A variety of issues over the years made Bay View High School less attractive to neighborhood parents, but persistently low test scores and a low graduation rate put an extra spotlight on the school in 2009-'10. That was when Bay View was identified as one of the lowest-performing schools in the state, based on a federal formula.

Daily attendance that year was about 77%, and 780 students were suspended, according to state data.

After the school was tapped for aggressive reforms prescribed by the federal government, consultants were brought in to help work with the school. The changes have helped put Bay View on a better track in the 2010-'11 year, said Dennis Queen, the head of the "metro" region of schools in MPS getting prescribed reforms.

Queen said Bay View was the only one of nine metro schools that made gains on the annual state achievement test in reading and in math between the fall of 2009 and the fall of 2010.

"Bay View also had a reduction in suspensions over the previous year, and student attendance was way up," Queen said. "You look at those soft and hard indicators, and Bay View was one of our leading metro-region schools."
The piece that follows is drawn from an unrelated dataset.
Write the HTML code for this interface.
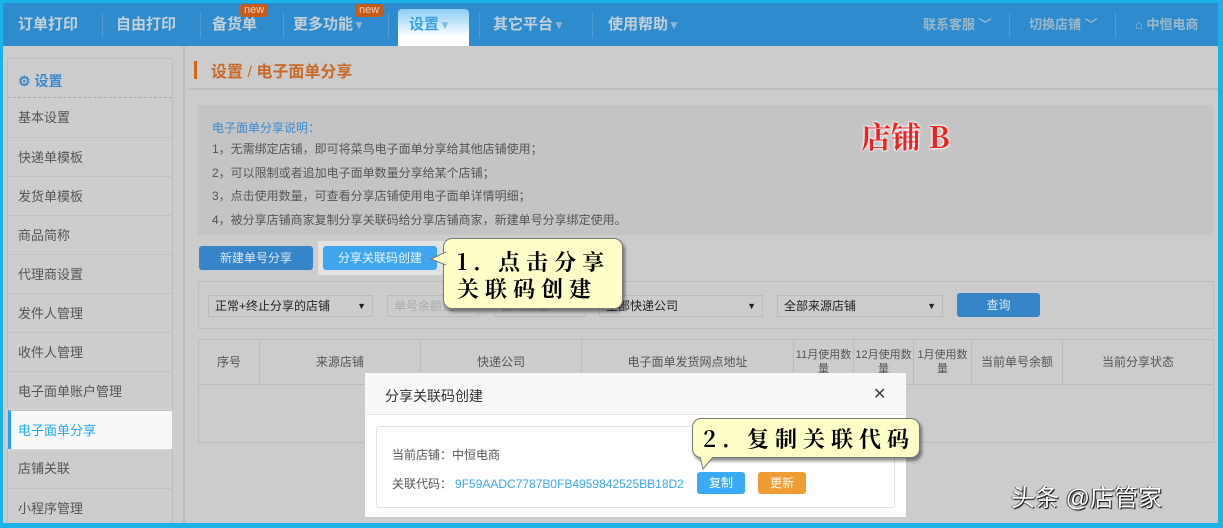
<!DOCTYPE html>
<html><head><meta charset="utf-8"><style>
*{margin:0;padding:0;box-sizing:border-box}
body{width:1223px;height:528px;overflow:hidden;background:#1ab2e8;font-family:"Liberation Sans","Noto Sans CJK SC",sans-serif;position:relative;font-size:12px;color:#555}
.a{position:absolute}
#frame{left:3px;top:3px;width:1215px;height:520px;background:#cccccc;overflow:hidden}
#nav{left:0;top:0;width:1215px;height:43px;background:#2e8bcd}
.ni{position:absolute;top:10px;color:#c4d0d8;font-size:15px;font-weight:bold}
.sep{position:absolute;top:9px;width:1px;height:26px;background:#4f9bd2}
.new{position:absolute;background:#c85a18;color:#e8d0c0;font-size:11px;border-radius:3px;padding:0 4px;height:13px;line-height:13px;top:1px}
.tri{color:#8fb5d5;font-size:12px}
.sb{left:4px;top:55px;width:166px;height:470px;border:1px solid #bdbdbd;background:#cdcdcd}
.si{position:absolute;left:0;width:164px;height:39px;line-height:39px;padding-left:10px;font-size:13px;color:#555;border-top:1px solid #c2c2c2}
.btn{position:absolute;color:#dde8f0;font-size:12px;text-align:center;border-radius:3px;line-height:24px}
.sel{position:absolute;height:22px;border:1px solid #bbb;background:#cccccc;font-size:12px;line-height:20px;padding-left:6px;color:#222}
.th{position:absolute;top:0;height:44px;border-right:1px solid #bbb;text-align:center;font-size:12px;color:#555;display:flex;align-items:center;justify-content:center;line-height:14px;white-space:nowrap}
.co{position:absolute;background:#fefec8;border:1px solid #777;border-radius:9px;box-shadow:2px 3px 3px rgba(0,0,0,.45);font-family:"Noto Serif CJK SC","Liberation Serif",serif;color:#000;font-size:22px;letter-spacing:6px;line-height:27px;font-weight:bold}
</style></head><body>
<div id="frame" class="a">
 <div id="nav" class="a">
  <div class="ni" style="left:15px">订单打印</div><div class="sep" style="left:99px"></div>
  <div class="ni" style="left:113px">自由打印</div><div class="sep" style="left:197px"></div>
  <div class="ni" style="left:209px">备货单</div><div class="new" style="left:237px">new</div><div class="sep" style="left:280px"></div>
  <div class="ni" style="left:290px">更多功能<span class="tri">▼</span></div><div class="new" style="left:352px">new</div><div class="sep" style="left:385px"></div>
  <div class="a" style="left:395px;top:6px;width:71px;height:37px;border-radius:4px 4px 0 0;background:linear-gradient(#8ccdf5,#ffffff 75%)"></div>
  <div class="ni" style="left:406px;color:#3aa0e0">设置<span class="tri" style="color:#7fbde8">▼</span></div>
  <div class="sep" style="left:476px"></div>
  <div class="ni" style="left:490px">其它平台<span class="tri">▼</span></div><div class="sep" style="left:589px"></div>
  <div class="ni" style="left:605px">使用帮助<span class="tri">▼</span></div>
  <div class="ni" style="left:920px;font-size:13px;top:11px;color:#9ab8cc">联系客服 ﹀</div><div class="sep" style="left:1006px"></div>
  <div class="ni" style="left:1026px;font-size:13px;top:11px;color:#9ab8cc">切换店铺 ﹀</div><div class="sep" style="left:1112px"></div>
  <div class="ni" style="left:1132px;font-size:13px;top:11px;color:#9ab8cc">⌂ 中恒电商</div>
 </div>
 <div class="a sb">
  <div class="a" style="left:10px;top:12px;color:#3a8ad0;font-size:14px;font-weight:bold">⚙ 设置</div>
  <div class="a" style="left:0;top:38px;width:164px;border-top:1px dashed #aaa"></div>
  <div class="si" style="top:39px;border:0">基本设置</div>
  <div class="si" style="top:78px">快递单模板</div>
  <div class="si" style="top:117px">发货单模板</div>
  <div class="si" style="top:156px">商品简称</div>
  <div class="si" style="top:195px">代理商设置</div>
  <div class="si" style="top:234px">发件人管理</div>
  <div class="si" style="top:273px">收件人管理</div>
  <div class="si" style="top:312px">电子面单账户管理</div>
  <div class="si" style="top:351px;background:#f8f8f8;color:#22aaee;border-left:3px solid #2aa0f0;padding-left:7px;box-shadow:0 0 4px #ddd">电子面单分享</div>
  <div class="si" style="top:390px;border-top:0">店铺关联</div>
  <div class="si" style="top:429px">小程序管理</div>
 </div>
 <div class="a" style="left:180px;top:43px;width:2px;height:480px;background:#bcbcbc"></div>
 <div class="a" style="left:191px;top:58px;width:3px;height:18px;background:#d06818"></div>
 <div class="a" style="left:208px;top:55px;font-size:16px;font-weight:bold;color:#c86a28">设置 <span style="font-weight:normal">/</span> 电子面单分享</div>
 <div class="a" style="left:186px;top:85px;width:1100px;height:2px;background:#bdbdbd"></div>
 <div class="a" style="left:195px;top:102px;width:1015px;height:130px;background:#c4c4c4"></div>
 <div class="a" style="left:209px;top:115px;color:#3a8ad0;font-size:12px;line-height:20px">电子面单分享说明：</div>
 <div class="a" style="left:209px;top:135px;font-size:12px;line-height:23.5px;color:#555">
  1，无需绑定店铺，即可将菜鸟电子面单分享给其他店铺使用；<br>2，可以限制或者追加电子面单数量分享给某个店铺；<br>3，点击使用数量，可查看分享店铺使用电子面单详情明细；<br>4，被分享店铺商家复制分享关联码给分享店铺商家，新建单号分享绑定使用。
 </div>
 <div class="a" style="left:858px;top:110px;font-family:'Noto Serif CJK SC',serif;font-size:30px;font-weight:bold;color:#ee2222;text-shadow:0 0 2px #fff,0 0 2px #fff,0 0 3px #fff">店铺 B</div>
 <div class="btn" style="left:196px;top:243px;width:114px;background:#3585c8">新建单号分享</div>
 <div class="a" style="left:315px;top:238px;width:128px;height:34px;background:#e2e2e2"></div>
 <div class="btn" style="left:320px;top:243px;width:114px;background:#3fa6ee;color:#eef6ff">分享关联码创建</div>
 <div class="a" style="left:195px;top:278px;width:1016px;height:48px;border:1px solid #bdbdbd"></div>
 <div class="sel" style="left:205px;top:292px;width:165px">正常+终止分享的店铺<span style="position:absolute;right:6px;font-size:9px">▼</span></div>
 <div class="sel" style="left:384px;top:292px;width:92px;color:#aaa">单号余额选</div>
 <div class="sel" style="left:491px;top:292px;width:92px;color:#aaa">使用数量</div>
 <div class="sel" style="left:596px;top:292px;width:164px">全部快递公司<span style="position:absolute;right:6px;font-size:9px">▼</span></div>
 <div class="sel" style="left:774px;top:292px;width:166px">全部来源店铺<span style="position:absolute;right:6px;font-size:9px">▼</span></div>
 <div class="btn" style="left:954px;top:290px;width:83px;background:#3585c8">查询</div>
 <div class="a" style="left:195px;top:336px;width:1016px;height:104px;border:1px solid #bdbdbd">
  <div class="a" style="left:0;top:44px;width:1014px;height:1px;background:#bdbdbd"></div>
  <div class="th" style="left:0;width:61px">序号</div>
  <div class="th" style="left:61px;width:161px">来源店铺</div>
  <div class="th" style="left:222px;width:161px">快递公司</div>
  <div class="th" style="left:383px;width:212px">电子面单发货网点地址</div>
  <div class="th" style="left:595px;width:60px;font-size:11px">11月使用数<br>量</div>
  <div class="th" style="left:655px;width:60px;font-size:11px">12月使用数<br>量</div>
  <div class="th" style="left:715px;width:58px;font-size:11px">1月使用数<br>量</div>
  <div class="th" style="left:773px;width:91px">当前单号余额</div>
  <div class="th" style="left:864px;width:150px;border:0">当前分享状态</div>
 </div>
 <div class="a" style="left:362px;top:370px;width:541px;height:144px;background:#fff">
  <div class="a" style="left:0;top:0;width:541px;height:42px;background:#f8f8f8;border-bottom:1px solid #e6e6e6"></div>
  <div class="a" style="left:20px;top:13px;font-size:14px;color:#333">分享关联码创建</div>
  <div class="a" style="left:508px;top:11px;font-size:16px;color:#444">✕</div>
  <div class="a" style="left:11px;top:53px;width:519px;height:82px;border:1px solid #e2e2e2;border-radius:3px"></div>
  <div class="a" style="left:27px;top:73px;font-size:12px;color:#555">当前店铺：中恒电商</div>
  <div class="a" style="left:27px;top:102px;font-size:12px;color:#555">关联代码：<span style="color:#3aa6ee;margin-left:3px">9F59AADC7787B0FB4959842525BB18D2</span></div>
  <div class="btn" style="left:332px;top:99px;width:48px;height:22px;line-height:22px;background:#3aaaf4;color:#fff">复制</div>
  <div class="btn" style="left:393px;top:99px;width:48px;height:22px;line-height:22px;background:#ef9c34;color:#fff">更新</div>
 </div>
 <div class="co" style="left:440px;top:235px;width:180px;height:71px;padding:9px 0 0 13px">1. 点击分享<br>关联码创建</div>
 <svg class="a" style="left:427px;top:248px" width="16" height="16"><path d="M16 1 L1 8 L16 14" fill="#fefec8" stroke="#777"/></svg>
 <div class="co" style="left:689px;top:415px;width:228px;height:40px;padding:6px 0 0 10px">2. 复制关联代码</div>
 <svg class="a" style="left:694px;top:454px" width="20" height="14"><path d="M3 0 L6 12 L16 0" fill="#fefec8" stroke="#777"/></svg>
 <div class="a" style="left:1008px;top:475px;font-size:24px;color:#fff;text-shadow:1px 1px 1px #000,-1px 0 1px #444">头条 @店管家</div>
</div>
</body></html>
Voss will have to decide soon where to send her son to high school - he's entering seventh grade this year. She's pulled by her commitment to the neighborhood and the desire to send her child to the best school possible.

"It's a real tug-of-war," said Voss, who co-founded the Bay View Neighborhood Association and started the Chill on the Hill summer concert series in Humboldt Park. "I don't want to be one of those people who throws up the white flag and runs off to the suburbs. I don't want to be one of those people just in it for myself and my kid."

Robert Crowley, a parent of two children ages 5 and 7 who helped launch the group Parents for Bay View Schools, said many local parents would really like a school their children could walk to.

"I'm an optimist," Crowley said. "I have no doubt that Bay View will be a viable option once my children are old enough to go there."

Holman, the new school board member from the Bay View area, said she feels like it's the right time to push the college-prep track. The superintendent has a year under his belt and understands the desires of the neighborhood, she said. The new principal at Bay View can build on the progress of last year's principal, Robin Kitzrow, who retired. There's money available for reform efforts, and many are showing promise. Parents are on board.

The school also has some attractive features, like Project Lead the Way and Advanced Placement classes. According to a recent federal survey, the school offered seven AP courses in the 2009-'10 school year, but only 3% of students took at least one of those courses.

The school is also in its third year of a project now called the Milwaukee Observatory, in which Bay View students create art and history exhibits with the help of staff members at Discovery World museum. This year and last year, the students installed the exhibits on the lawn of the Beulah Brinton House, headquarters of the Bay View Historical Society, 2950 S. Superior St.

Youths who participated last summer said it acquainted them with the neighborhood and its residents.